Negli articoli pubblicati nelle scorse settimane in materia di diritto al rimborso per viaggi cancellati in questo periodo di emergenza sanitaria, è stato più volte messo in evidenza che se da un lato i clienti richiedono la restituzione integrale di quanto già corrisposto, dall’altro gli operatori propongono voucher sostitutivi, al fine quanto meno di tentare di limitare e contenere gli inevitabili danni economici a cui stanno andando incontro in questo periodo.

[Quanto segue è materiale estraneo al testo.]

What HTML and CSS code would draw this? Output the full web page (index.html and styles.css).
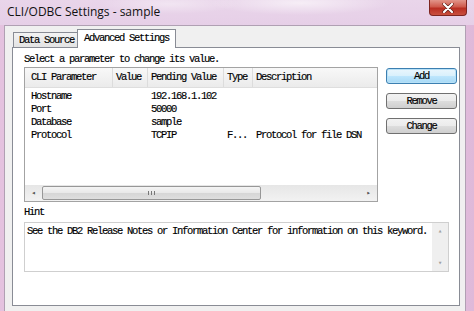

Si aggiunga poi che la direttiva comunitaria n. 314/90/CEE riconosce agli Stati membri la facoltà di adottare disposizioni più severe in materia di viaggi «tutto compreso», ma al fine di tutelare il consumatore e l’articolo 12 della direttiva CE 2015/2302 ha ribadito che l’organizzatore deve garantire al consumatore il rimborso integrale di quanto già pagato.
Sulla questione si sono espressi in questi giorni i commissari alla Giustizia e ai Trasporti dell’Unione Europea, inviando una lettera formale ad un totale di 12 paesi Ue, tra cui l’Italia, in cui viene espressamente richiesto di rivedere la legge e permettere ai viaggiatori di scegliere fra il rimborso integrale o la fruizione di un voucher.
Il governo ha tempo fino al 28 maggio per fornire una risposta soddisfacente alla UE; il rischio effettivo è quello che venga aperta una procedura di infrazione contro il nostro stato e quei paesi che hanno accolto la richiesta di tour operator e compagnie aeree di non rimborsare i passeggeri per i viaggi annullati a causa del Covid-19.
La finalità è quella di proteggere il diritto dei consumatori a godere del rimborso, garantendo un giusto equilibrio tra le necessità delle aziende di avere liquidità e il rispetto dei diritti del consumatore.
Sono stati infine chiariti i requisiti dei cosiddetti «voucher» per i passeggeri, che dovranno essere garantiti contro l’eventuale fallimento della società che offre il servizio, trasferibili a terzi e durare un periodo lungo, 12 mesi, scaduto il quale la persona potrà comunque chiedere il rimborso.